The story is written in third person following Lady Alexandria and Duke Gabriel. Alex is a headstrong girl who has lived away from society befitting her station. Her home is a crumbling castle that resembles more of the medieval period than the regency era. She considers herself a mistake, because her parents are always out on treasure hunts – leaving her alone with the servants. Now that her parents are missing – because she refuses to believe they are dead – she goes out to find them. She wants to prove to them that she is old enough and ready to be a part of their world. She meets some friends as well as some enemies along the way. Not only does she travel the farthest she’s ever been in her entire life, but she must also avoid her new guardian – a duke – who is trying to find her. Duke Gabriel is a smart man, who loves music. At the very beginning of the story, he becomes deaf, which comes and goes throughout the novel. This hurts his pride, and he tries to hide it the best he can. He soon learns that his new ward – whom he lets stays at her castle for the time being because of his affliction – is in danger because of a stolen artifact that her parents were trying to find. He sets out to find her, all the while becoming infatuated with her through her letters. When he discovers that she is not at her home but ran off to Ireland, he follows. The characters are well-written and are multi-dimensional. They each have secrets and fears/issues to overcome.

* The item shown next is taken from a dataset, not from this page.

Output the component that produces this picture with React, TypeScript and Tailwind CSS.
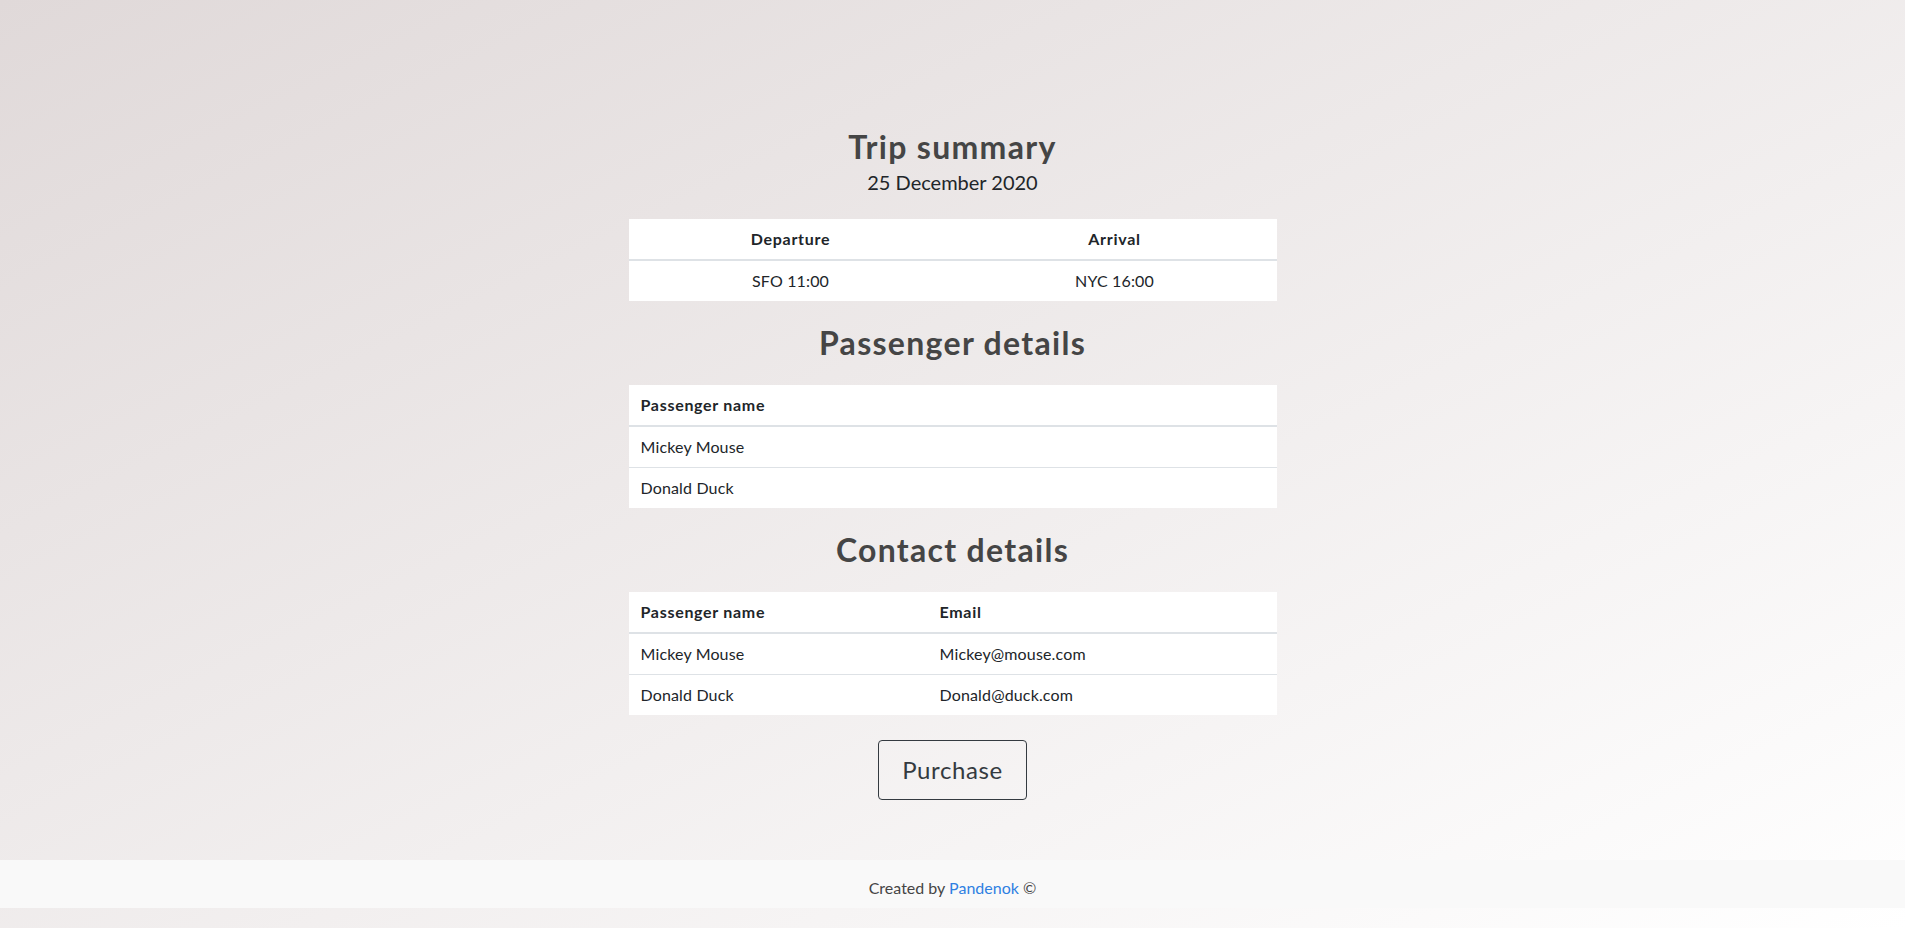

The plot moved along well. There is mystery, as well as, subtle Christian messages. We have Alex trying to find clues to her parents; mysterious stalkers following her; a duke trying to find her; and friendly stranger that are willing to help her. I am a little disappointed on where the book stopped. I do not believe that the book answered any of the questions it initially set out. I understand that there will be a sequel, but some things should have been addressed by the end of this first book. I will say that it did not, however, end in the middle of a climax.

The Bottom Line:
Except for how the book ended, I enjoyed the story. If you like historical fiction with a little mystery (set in the regency period), then you might like this book.